Streaming re-established I have worked a bit on my home radio stream. I simply turned the Liquidsoap stream back online, and did a few tweaks to the documentation that I had built back then. All that experimenting led me to do two NMUs. One was for gmpc-plugins to fix a FTBFS (bug #807735) and to properly kill the shout streamer when completing the playback (bug #820908). The other was to fix the ezstream manpage (bug #573928), a patch that had been sitting there for 5 years! This was to try to find an easy way to stream random audio (say from a microphone) to the Icecast server, something which is surprisingly difficult, consider how basic that functionality is.
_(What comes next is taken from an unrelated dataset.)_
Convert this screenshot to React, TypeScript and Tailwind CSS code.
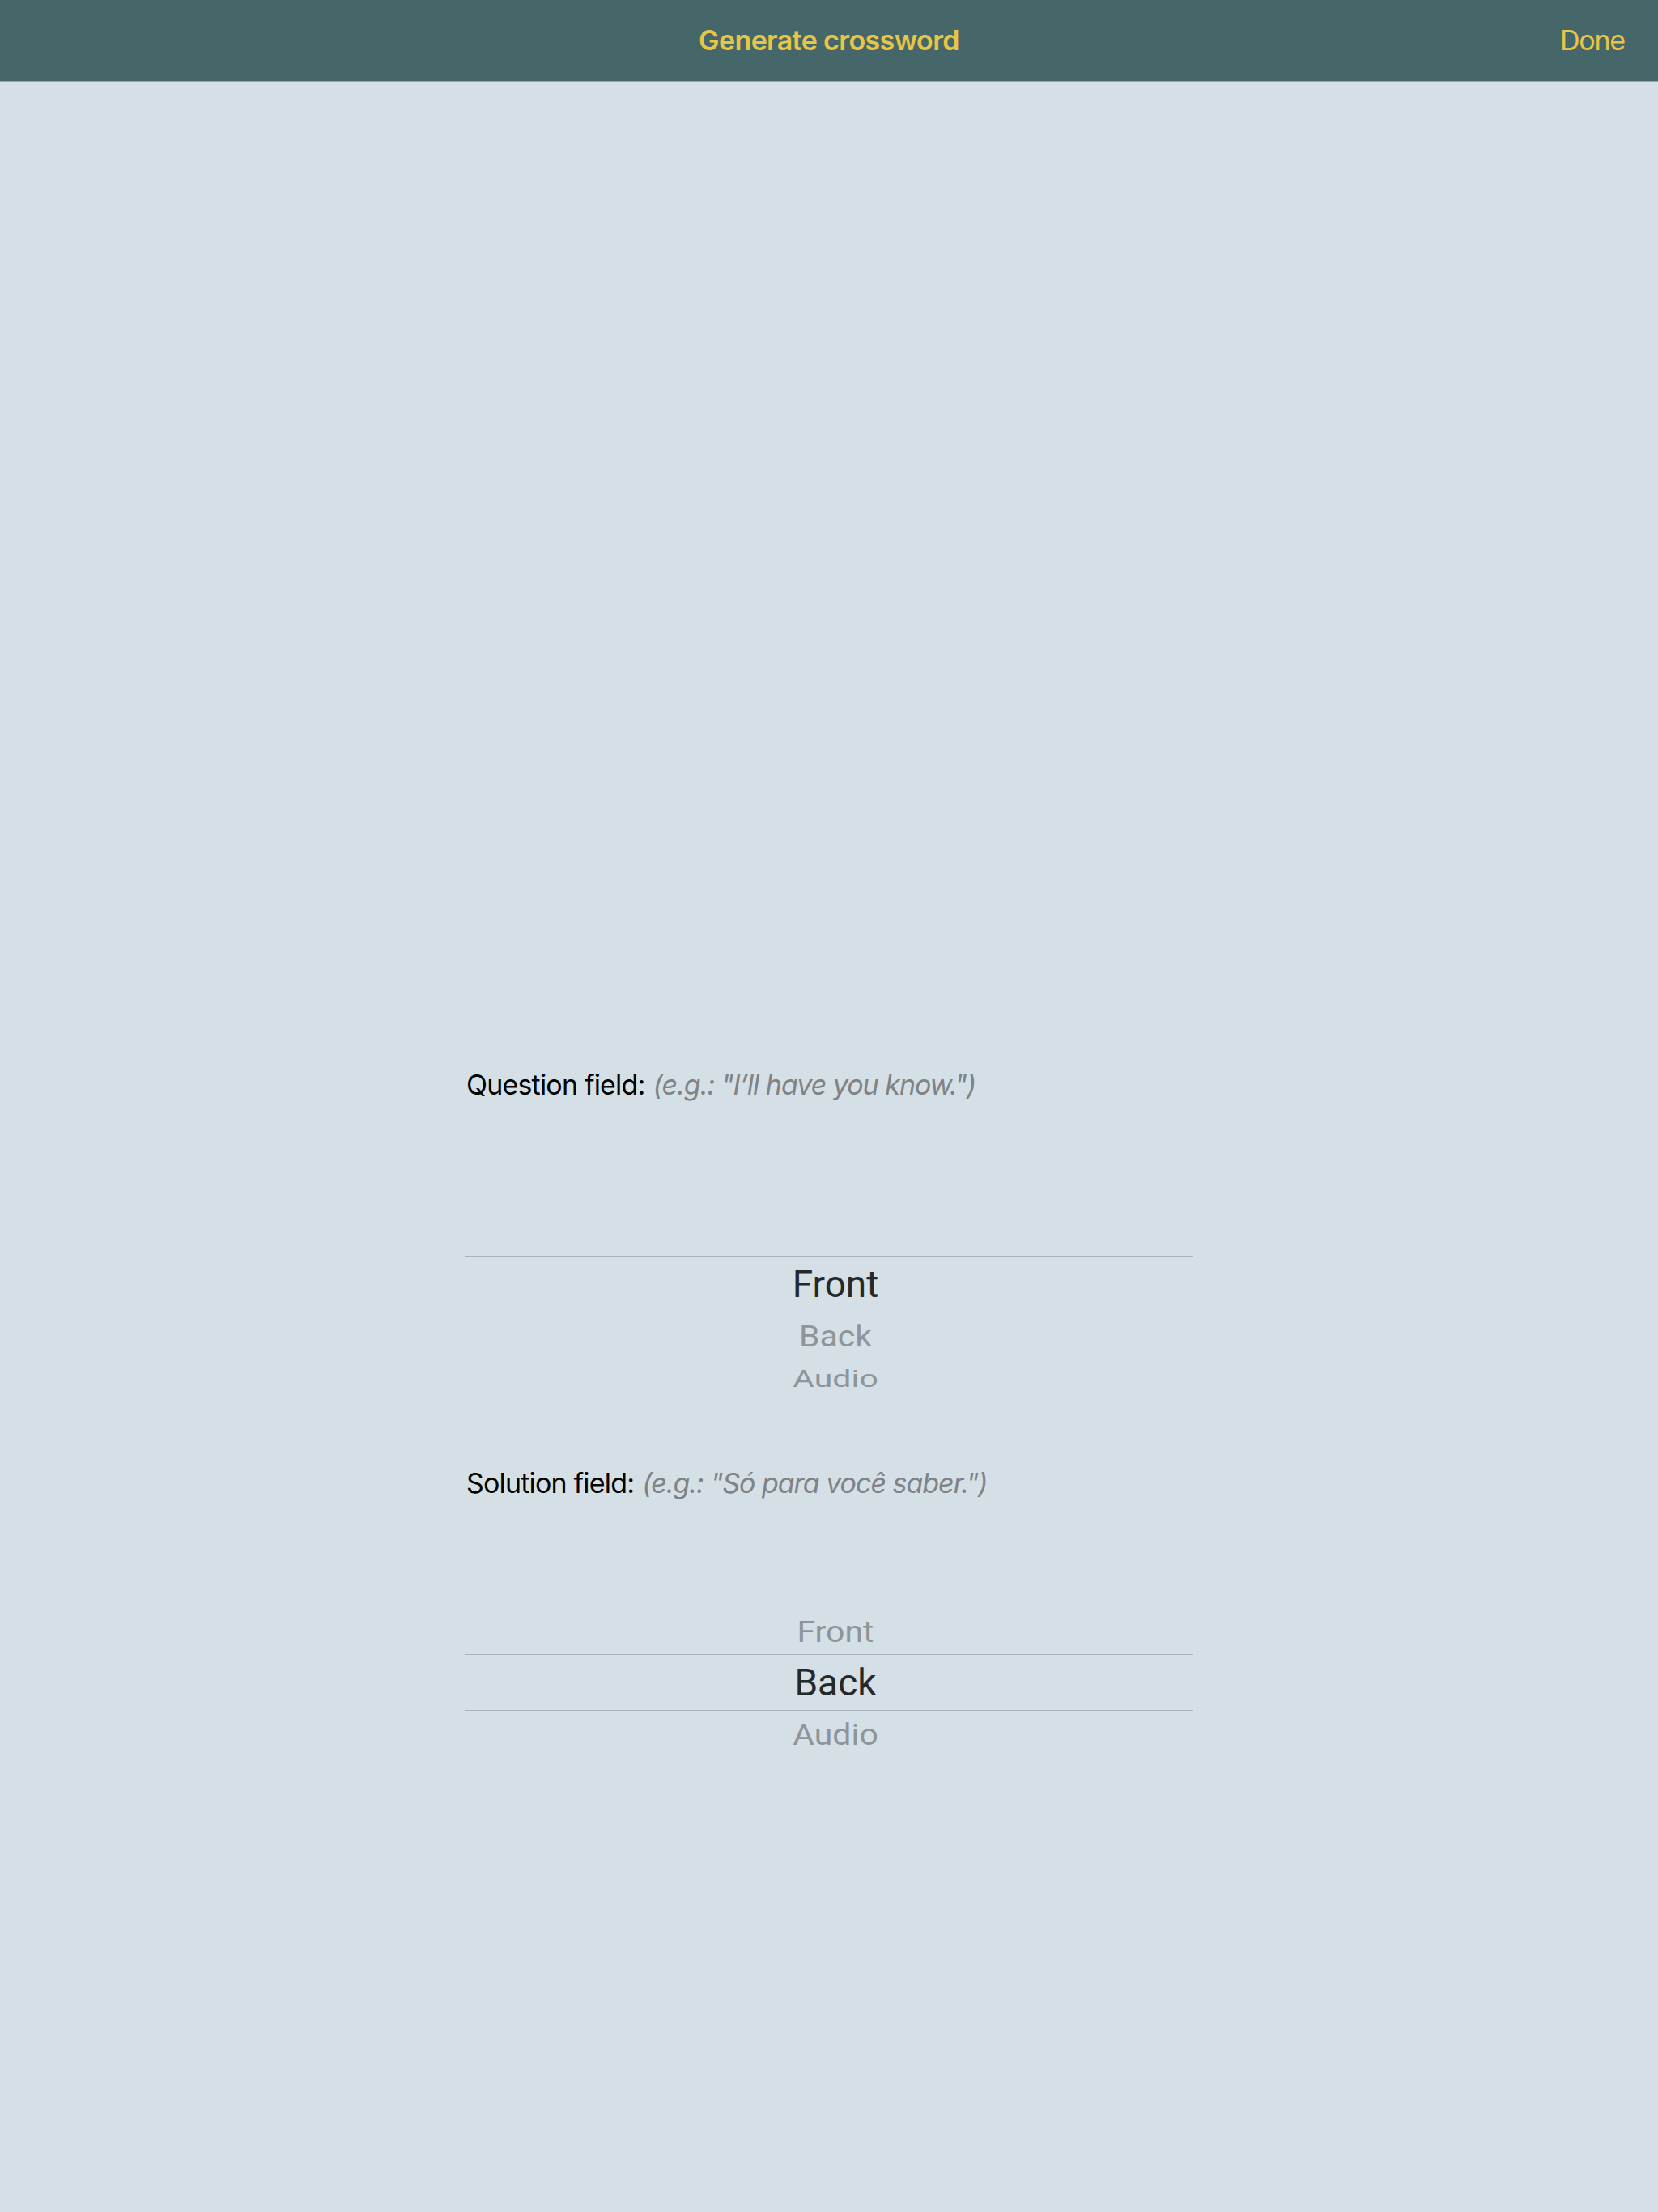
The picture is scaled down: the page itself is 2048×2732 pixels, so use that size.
const PICKER_OPTIONS = ["Front", "Back", "Audio"];

export default function App() {
  return (
    <div className="min-h-screen bg-[#d5e0e6] font-['Inter','Noto_Sans',sans-serif]">
      <header className="relative flex h-[101px] items-center justify-center border-b border-[#9aa6a9] bg-[#466769]">
        <span className="text-[34px] font-semibold leading-none tracking-[-0.018em] text-[#e8c546]">
          Generate crossword
        </span>
        <button className="absolute right-[41px] top-1/2 -translate-y-1/2 text-[34px] leading-none tracking-[-0.035em] text-[#e8c546]">
          Done
        </button>
      </header>

      <main className="mx-auto flex w-[900px] flex-col pt-[1209px]">
        <FieldLabel label="Question field:" hint={'(e.g.: "I’ll have you know.")'} height="h-[60px]" />
        <Picker selected={0} />
        <FieldLabel label="Solution field:" hint={'(e.g.: "Só para você saber.")'} height="h-[60px]" />
        <Picker selected={1} />
      </main>
    </div>
  );
}

function FieldLabel({
  label,
  hint,
  height,
}: {
  label: string;
  hint: string;
  height: string;
}) {
  return (
    <div className={`flex items-center pl-[2px] text-[34px] leading-none ${height}`}>
      <span className="tracking-[-0.024em] text-black">{label}</span>
      <span className="ml-[10px] italic tracking-[-0.03em] text-[#808386]">{hint}</span>
    </div>
  );
}

function Picker({ selected }: { selected: number }) {
  const above = PICKER_OPTIONS.slice(0, selected).reverse();
  const below = PICKER_OPTIONS.slice(selected + 1);

  return (
    <div className="flex h-[432px] flex-col font-['Roboto','Inter',sans-serif]">
      <div className="flex h-[181px] flex-col-reverse">
        {above.map((item, i) => (
          <WheelItem key={item} text={item} distance={i + 1} up />
        ))}
      </div>
      <div className="flex h-[70px] items-center justify-center border-y border-[#a9b4ba]">
        <span className="pl-[16px] text-[46px] leading-none text-[#26292b]">
          {PICKER_OPTIONS[selected]}
        </span>
      </div>
      <div className="flex flex-col">
        {below.map((item, i) => (
          <WheelItem key={item} text={item} distance={i + 1} />
        ))}
      </div>
    </div>
  );
}

function WheelItem({
  text,
  distance,
  up,
}: {
  text: string;
  distance: number;
  up?: boolean;
}) {
  if (distance === 1) {
    return (
      <div className={`flex items-center justify-center ${up ? "h-[56px]" : "h-[58px]"}`}>
        <span className="block pl-[16px] text-[41px] leading-none text-[#8e9599] scale-y-[0.9]">
          {text}
        </span>
      </div>
    );
  }
  return (
    <div className="flex h-[49px] items-center justify-center">
      <span className="block pl-[16px] text-[41px] leading-none text-[#8e9599] scale-y-[0.72]">
        {text}
      </span>
    </div>
  );
}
I was surprised to see that Darkice just completely fails to start (bug #821040) and I had to fallback to the simplest ices2 software to stream the audio. I am still having issues with Liquidsoap: it's really unstable! As a server, I would expect it to keep running for days if not years. Unfortunately, there's always something that makes it crash. I had assertion failed (bug #821112) and I keep seeing it crash after 2-3 days fairly reliably, a bug I reported 3 years ago and that is still not fixed (bug #727307). Switching back the stream to Vorbis (because I was having problems with the commandline mp3 players and ogg123 is much more lightweight) created another set of problems too, this time with the phone. It seems that Android cannot stream Vorbis at all, something that is even worse in Cyanogenmod... I also had to tweak my MPD config to make the Android client be able to load the larger playlists (see dmix buffer is full).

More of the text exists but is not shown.